Abstract

Abstract Understanding acoustic wave propagation in an inclined fluid–filled borehole embedded in 3‐D media is essential for acoustic wave logging data processing and interpretation. A 3‐D staggered finite‐difference (FD) method is used to simulate borehole sonic waves in isotropic inclined layered formations. First, the FD results are compared with those obtained by a Real Axis Integration method for a monopole source in an open borehole vertically imbedded in homogeneous formation. A good agreement has been made for the two methods. Consequently, the FD solutions are confirmed by the analytical solutions. Then, the waveforms for a borehole with various deviations between the borehole axis and formation interface are calculated. Those for dipole sources are also simulated at a low source center frequency. The numerical results show that, when the source is under the inclined interface, equivalently going up in a fast (lower) formation, and also as the interface inclined angle increases, the determined slowness decreases from the slowness approximately correspondent to that of the slow (upper) formation, to the one in downward formation, and never reaches the real compressional slowness in the upper formation. The correspondent slowness curve, with respect to record points, and above the formation interface, becomes flatter with increasing distance from the source; while the short spacing detection makes the curve sharper.
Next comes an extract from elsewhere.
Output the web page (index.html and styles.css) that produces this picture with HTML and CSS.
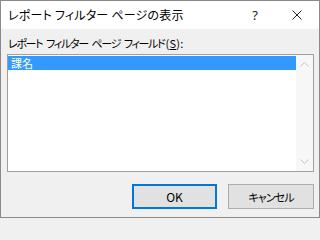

For all spacing with receivers in the upper formation, and the source under the interface in the lower formation, the apparent slowness becomes smaller than the real wave slowness in the upper formation. The larger the inclined angle is, the flatter are the curves away from the interface range for the long spacing. The shear wave slowness shows the similar features but more sensitive to the inclined angle than the compressional slowness. Also, this effect is controlled by the velocity contrast between the upper and lower formations. The above phenomenon is shown clearly in both snapshot visualization and slowness calculation with synthetic waveforms, and is well explained with the theory of ray acoustics.